Today is National HIV Testing Day, an occasion for focusing on knowing one's status and, if negative, remaining so; if positive, linking to treatment (which as a recent scientific breakthrough proves, is HIV prevention). Stigma, heterosexism, denial, and discrimination against gay men continue to fuel this global health crisis, mirroring much of what occurred at the dawn of the AIDS era 30 years ago. They fuel not only a deep HIV crisis, but also numerous other health crises among gay men, including high rates of other sexually transmitted infections; high rates of anxiety, depression, and mental health problems; high rates of substance and alcohol abuse; and a number of concomitant health concerns.
Before anyone can understand this reality, one must see a larger context of social exclusion and marginalization. Despite nearly three decades of advocacy on the part of gay communities around the world for appropriate legal rights and health care services, including HIV prevention and care, in most parts of the world gay men still have little or no access to either HIV services or gay-oriented general health services.
Action to improve gay men's health and the availability of appropriate health care are human rights imperatives. Any institution that values human rights should value these imperatives.
But despite Pope Benedict XVI's seemingly pro-condom statement last year, it went notably unmentioned by any Vatican-affiliated speaker at this conference. In the face of blatant Vatican opposition to the use of condoms, my colleagues and I admitted that we cannot deny changing behavior is an important way to prevent HIV and other sexually transmitted diseases. Still, we encouraged an acknowledgement of all the other means of preventing HIV transmission. That means encouraging the use of condoms as safe, effective barriers to HIV transmission - absent of any moral valuation, other than their ability to save lives.
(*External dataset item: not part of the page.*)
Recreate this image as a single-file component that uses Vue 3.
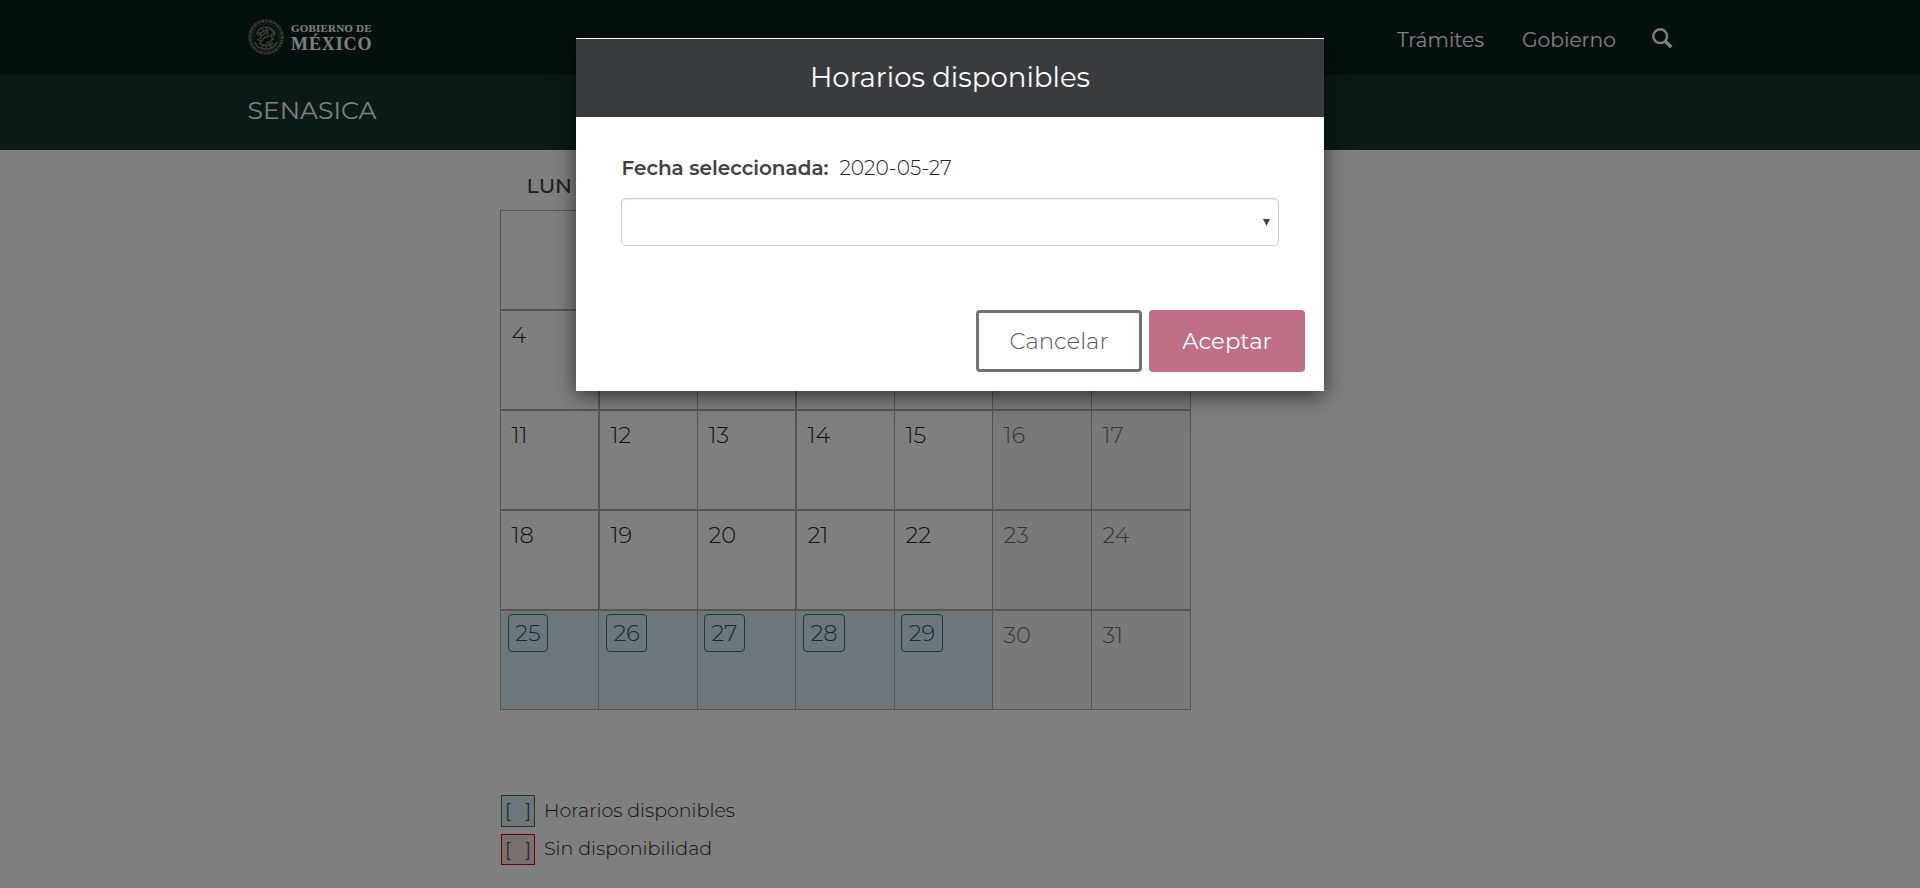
<script setup>
const days = [
  null, null, null, null, 1, 2, 3,
  ...Array.from({ length: 28 }, (_, i) => i + 4),
]
const cells = days.map((day, i) => {
  const col = i % 7
  const row = Math.floor(i / 7)
  return {
    day,
    weekend: col > 4,
    available: row === 4 && col < 5,
    thick: col === 1 || col === 3,
    top: row > 0,
    covered: row < 2 && day !== 4,
  }
})
const weekdays = ['LUN', 'MAR', 'MIÉ', 'JUE', 'VIE', 'SÁB', 'DOM']
</script>

<template>
  <div class="page">
    <header class="topbar">
      <div class="brand">
        <svg class="seal" viewBox="0 0 36 36" fill="none" stroke="#77725c">
          <circle cx="18" cy="18" r="16.2" stroke-width="3" stroke-dasharray="2.2 .7 1.2 .6 2.8 .8" />
          <circle cx="18" cy="18" r="13.4" stroke-width=".7" opacity=".7" />
          <g stroke-width="1.7">
            <path d="M9 16c0-5 4-8 9-8 4 0 8 3 9 7M11 17c2-5 6-6 9-5M12 20c2-5 5-6 9-6M14 22c2-4 5-5 8-5" />
            <path d="M21 10c3 1 5 3 5 6l-3-1M22 16c3 2 3 5 0 7l-4 1M10 13l4 4M14 10l3 4M18 9l2 4M24 18l2 3M9 20l5 3" />
            <path d="M7 23c2 5 6 7 11 7s9-3 11-7M11 24c4 3 10 3 14 0M15 25l-1 4M18 26v4M22 25l1 4" />
          </g>
        </svg>
        <div class="wordmark">
          <span class="w1">GOBIERNO DE</span>
          <span class="w2">MÉXICO</span>
        </div>
      </div>
      <nav class="nav">
        <a class="n1">Trámites</a>
        <a class="n2">Gobierno</a>
        <svg class="search" viewBox="0 0 21 21" fill="none" stroke="#fff">
          <circle cx="8.2" cy="8.2" r="6.9" stroke-width="2.4" />
          <path d="M13 13l6.3 6.3" stroke-width="3.6" />
        </svg>
      </nav>
    </header>
    <div class="subbar"><span>SENASICA</span></div>

    <main class="content">
      <div class="weekdays">
        <span v-for="(w, i) in weekdays" :key="w" :class="{ covered: i > 0 }">{{ w }}</span>
      </div>
      <div class="calendar">
        <div
          v-for="(c, i) in cells"
          :key="i"
          class="cell"
          :class="{ weekend: c.weekend, available: c.available, thick: c.thick, top: c.top }"
        >
          <span v-if="c.available" class="pill">{{ c.day }}</span>
          <span v-else class="num" :class="{ covered: c.covered }">{{ c.day }}</span>
        </div>
      </div>
      <div class="legend">
        <div class="item"><span class="box"><i>[</i><i>]</i></span><span>Horarios disponibles</span></div>
        <div class="item"><span class="box no"><i>[</i><i>]</i></span><span>Sin disponibilidad</span></div>
      </div>
    </main>

    <div class="backdrop">
      <section class="modal">
        <h4 class="title"><span>Horarios disponibles</span></h4>
        <div class="body">
          <p class="date"><b>Fecha seleccionada:</b><span>2020-05-27</span></p>
          <div class="select">
            <svg viewBox="0 0 7 7"><path d="M0 0h7L3.5 7z" fill="#444" /></svg>
          </div>
        </div>
        <footer class="actions">
          <button class="btn cancel"><span>Cancelar</span></button>
          <button class="btn accept"><span>Aceptar</span></button>
        </footer>
      </section>
    </div>
  </div>
</template>

<style>
body {
  margin: 0;
  overflow: hidden;
}
</style>

<style scoped>
.page {
  position: relative;
  box-sizing: border-box;
  height: 888px;
  overflow: hidden;
  background: #fff;
  color: #404041;
  font-family: Montserrat, Inter, "Open Sans", sans-serif;
  font-weight: 400;
}
.topbar {
  display: flex;
  justify-content: space-between;
  box-sizing: border-box;
  height: 75px;
  padding: 0 247px 0 248px;
  background: #0b231e;
  color: #fff;
}
.brand {
  display: flex;
  gap: 7px;
  padding-top: 19px;
}
.seal {
  width: 36px;
  height: 36px;
}
.wordmark {
  display: flex;
  flex-direction: column;
  font-family: "Liberation Serif", serif;
  font-weight: 700;
  white-space: nowrap;
}
.w1 {
  margin-top: 3px;
  font-size: 11px;
  line-height: 12px;
  letter-spacing: 0.2px;
}
.w2 {
  font-size: 18px;
  line-height: 20px;
  letter-spacing: 0.9px;
}
.nav {
  display: flex;
  padding-top: 28px;
  font-size: 20.2px;
  line-height: 24px;
}
.n1 {
  width: 125px;
}
.n2 {
  width: 130px;
}
.search {
  width: 21px;
  height: 21px;
}
.subbar {
  box-sizing: border-box;
  height: 75px;
  padding: 20px 0 0 247.5px;
  background: #15342d;
  color: #fff;
  font-size: 25.1px;
  line-height: 30px;
}
.content {
  width: 920px;
  margin-left: 500px;
}
.covered {
  visibility: hidden;
}
.weekdays {
  display: grid;
  grid-template-columns: repeat(7, 98.6px);
  box-sizing: border-box;
  width: 691px;
  height: 60px;
  padding-top: 24px;
  text-align: center;
  font-size: 20.8px;
  font-weight: 500;
  line-height: 24px;
  color: #404041;
}
.calendar {
  display: grid;
  grid-template-columns: 98px 99px 98px 99px 98px 99px 99px;
  grid-template-rows: 99px repeat(4, 100px);
  width: 690px;
  border-top: 1px solid #ababab;
  border-left: 1px solid #ababab;
}
.cell {
  box-sizing: border-box;
  border-right: 1px solid #ababab;
  border-bottom: 1px solid #ababab;
  color: #222;
  font-size: 22.6px;
  font-weight: 300;
  line-height: 28px;
}
.cell.top {
  border-top: 1px solid #ababab;
}
.cell.thick:not(.available) {
  border-left: 1px solid #ababab;
}
.cell.weekend {
  background: #f2f2f2;
  color: #6c6c6c;
}
.cell.available {
  background: #d9edf7;
  color: #1f5670;
}
.num {
  display: block;
  padding: 10px 0 0 10.5px;
}
.pill {
  display: flex;
  justify-content: center;
  box-sizing: border-box;
  width: 41px;
  height: 38px;
  margin: 3px 0 0 7px;
  padding-top: 4px;
  border: 1px solid #31708f;
  border-radius: 4px;
}
.cell:nth-child(7n + 1) .pill {
  width: 40px;
}
.cell:nth-child(7n + 3) .pill,
.cell:nth-child(7n + 5) .pill {
  margin-left: 6px;
}
.cell:nth-child(7n + 4) .pill,
.cell:nth-child(7n + 5) .pill {
  width: 42px;
}
.legend {
  display: grid;
  gap: 7px;
  padding: 85px 0 0 1px;
  color: #222;
  font-size: 19.05px;
  font-weight: 300;
  line-height: 31px;
}
.item {
  display: flex;
  gap: 9px;
}
.item:last-child {
  line-height: 29px;
}
.box {
  display: flex;
  justify-content: space-between;
  box-sizing: border-box;
  width: 34px;
  height: 32px;
  padding: 0 3px;
  border: 1px solid #3c763d;
  background: #d9edf7;
  line-height: 30px;
}
.box i {
  font-style: normal;
}
.box.no {
  height: 31px;
  border-color: #d0021b;
  background: #f2dede;
  line-height: 29px;
}
.backdrop {
  position: absolute;
  inset: 0;
  display: flex;
  justify-content: center;
  align-items: flex-start;
  box-sizing: border-box;
  padding: 38px 20px 0 0;
  background: rgba(0, 0, 0, 0.5);
}
.modal {
  box-sizing: border-box;
  width: 748px;
  height: 353px;
  padding-top: 1px;
  background: #fff;
  box-shadow: 0 5px 20px rgba(0, 0, 0, 0.6);
}
.title {
  height: 78px;
  margin: 0;
  background: #393c3e;
  color: #fff;
  font-size: 27.6px;
  font-weight: 400;
  line-height: 77px;
  text-align: center;
}
.body {
  padding: 38px 45px 0;
}
.date {
  display: flex;
  gap: 11px;
  height: 43px;
  margin: 0 0 0 0.5px;
  font-size: 20px;
  line-height: 26px;
}
.date b {
  font-weight: 600;
}
.date span {
  color: #222;
  font-size: 20.2px;
  font-weight: 300;
}
.select {
  display: flex;
  align-items: center;
  justify-content: flex-end;
  box-sizing: border-box;
  height: 48px;
  padding-right: 8px;
  border: 1px solid #ccc;
  border-radius: 5px;
  box-shadow: inset 0 1px 1px rgba(0, 0, 0, 0.075);
}
.select svg {
  width: 7px;
  height: 7px;
}
.actions {
  display: flex;
  justify-content: flex-end;
  gap: 7px;
  padding: 64px 19px 0 0;
}
.btn {
  box-sizing: border-box;
  height: 62px;
  padding: 0;
  border: 3px solid #6f7271;
  border-radius: 4px;
  background: #fff;
  font: inherit;
  font-size: 22.8px;
  line-height: 28px;
}
.cancel {
  width: 166px;
  color: #565958;
  font-weight: 300;
}
.accept {
  width: 156px;
  border-color: #c16e87;
  background: #c16e87;
  color: #fff;
}
</style>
While in technical terms, research proving the preventive efficacy of condom use is not in the same scientific league as, say, heliocentrism (the astronomical model in which the Earth and planets revolve around a stationary Sun; vehemently opposed by Pope Urban VIII), acknowledging its truth and adapting policy can certainly save millions more lives than any of Galileo's theories. Students of history are fully aware of how long such revolutionary changes in doctrine take to enact, much less their official recognition, as in the case of the Roman Catholic Church's evolving attitude toward Galileo. With the fate of millions of lives hanging in the balance, though, vulnerable populations worldwide cannot afford to wait three and a half centuries for a doctrinal shift about the propriety of condom use.
I wish that, similar to the tidy conclusion with which Angels and Demons ends, I could close the chapter on this experience in my life with equal tidiness. I cannot. But I cling to hope for a future in which the centrality of each and every person is the motivation for our mutual efforts to eradicate HIV - including those spearheaded by the Roman Catholic Church.
Am I naive to be hopeful when 30 years is merely a drop in the ocean of time it takes the Vatican to adjust to the realities of its followers' day-to-day lives? To quote Professor Langdon: "No, no, not naive. Innocent maybe, but that is not a crime."
Joe (Jose) Zuniga is President of the International Association of Physicians in AIDS Care (IAPAC).